Tuesday, September 06, 2011
Irony alert: There is no 12-step group for compulsive renovators, and I spend much less time remodeling than trying to forget about the last remodeling.
Hello, my name is Stephen and I'm a remodeler. I'm here this afternoon to help all of you who share my affliction: home improvement. What a cruel phrase. Renovation is a literal home wrecker. It hits you where you live, rips it apart and leaves you with nothing but the taste of sawdust.
Looking at all of you, I see the bruised thumbs, the odd burn marks, the hair flecked with paint spatter. I hear the wheeze of lungs beat down inhaling plaster dust and paint thinner. I know I'm the presence of recovering renovators. And in this mutually supportive environment I'm prepared to make a searching and fearless inventory of my compulsion.
How does it begin? We all know the pressures of life in Chicago. Workers in a high-pressure environment thirst for fellowship, and in early evening you see them rushing out of the high-rises to gather in dank basements. They say they just need to raise a few, but we know what's going on. They'll be raising more than just a few sheets of drywall cleaning up their musty, flooded rec rooms.
Reporters especially face cruel deadlines, hear gruesome stories. At the end of the day they want to let off some steam, and letting off steam is the only way rid yourself of ugly, flocked wallpaper. In one night I'd go home and finish off a couple of cans, but I was convinced I would quit as soon as I got the paint color right. As you’ll see, I was just making excuses. The walls would never look right.
Years ago I confided to my editors about how I'd go home frustrated and start pounding holes in the wall. Today this would send you straight into an employee assistance program, but newspapers had more of an old-school approach back then. I got an assignment to write about how simple it was to build a niche in your wall to display art or collectibles. For years I continued to write about destructive behaviors – teardowns, reconfigured floor plans, emerald ash borers. My enabling editors kept me from facing the consequences, till I finally hit bottom: the big kitchen remodel.
It started simply enough. The kitchen was always the job I was going to do next, except I couldn’t really start on the kitchen till I had finished the basement, and I couldn’t keep a dry basement without first doing some tuckpointing, but once I started replacing the masonry I knew water was seeping in from the top down, and it was time to tear off the roof. And as long as I was working up there, wouldn’t it be great to add a deck and a bedroom with vaulted ceiling!
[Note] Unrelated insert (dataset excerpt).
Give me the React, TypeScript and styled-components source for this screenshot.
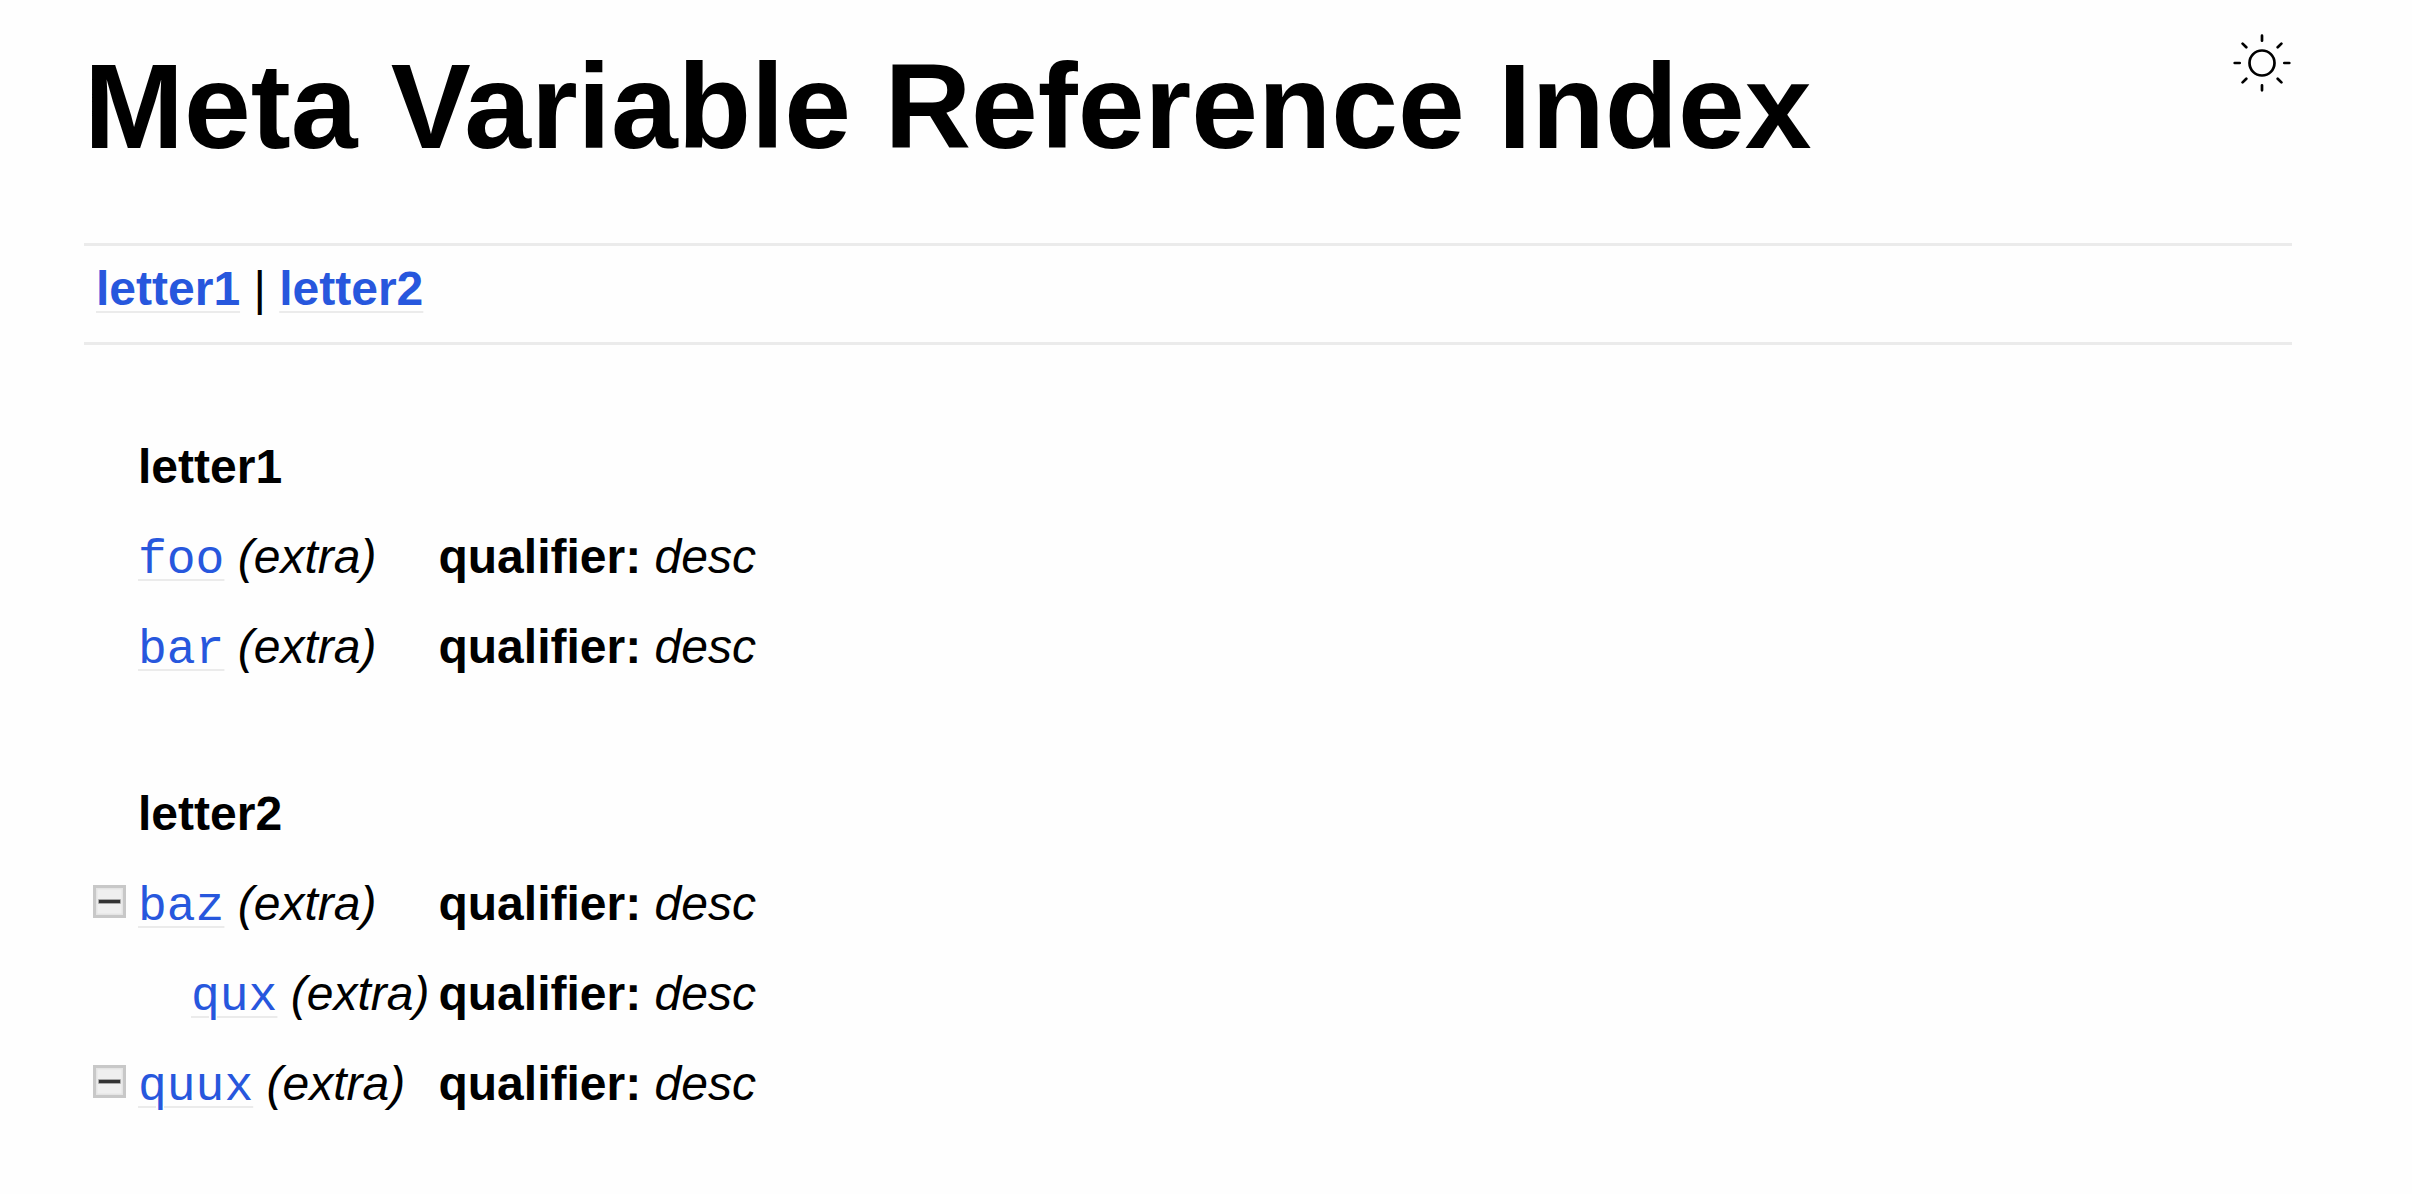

Once I was finished with the deluxe master suite and its whirlpool tub with skylight views of the O’Hare flight pattern, I had to address the fact that there was not an inch of granite in my kitchen. Homebuyers in the trendy neighborhoods are stone in love with granite -- it must be something in the ultrapurified water. Cable TV channels throw the word granite into conversation every few minutes just to keep viewers hooked: “Chef Bobby Flay scores extra points for presentation by setting his bowl of albondigas soup on that beautiful granite countertop.” “Accessorize the outfit with this designer purse, which has the luxurious sheen of a granite countertop.” “Dartmouth’s front four allowed only four sacks all season for the Granite State.” “Meanwhile, on the far side of the island, the Mishegoss team was taking their good fortune at Tribal Council for granite.” Granite would be the rock upon which I would build the ultimate kitchen. I had already built the penultimate kitchen, and by the time I finished the new bedroom, deck, roof, brickwork, drain tiles, sump pump and rec room, the cabinets were out of style.
I needed new cabinets that stretched to the ceiling, with a separate stairway to the top shelf. I needed storage for the everyday dishes, and the occasional dishes, and the thought-it-was-a-good-idea-at-the-bridal-registry dishes. I needed a double oven and a triple-track lighting system and quadruple GFI outlets in satin nickel. I was blind to a compulsion I I couldn’t control even with an X10 home automation system, an iPhone app and a Bluetooth-enabled refrigerator that sent Peapod an order whenever I was low on chicken nuggets.
I sold my furniture, my books, my music collection – I had to make room for the new appliances while I was installing the hardwood floor. Rooms were stacked floor to ceiling with cabinets waiting to be installed. Fortunately they were big enough to store the kitchen table in the meantime. My house looked like the final scene in “Raiders of the Lost Ark.” I managed to clear a path to the door past the power tools and scaffolding. My wife was making Christmas cookies on a hot plate. Yet a new kitchen was nowhere in sight. As I wired the 50 amp service for the convection oven, I realized I was powerless. I needed help. Finally, I surrendered to a higher power: a general contractor.
I realize my environment is beyond my control. Such is the power of the Home Depot. My room addition addiction is now in the hands of others, and I will wait for them to show up for work, one day at a time.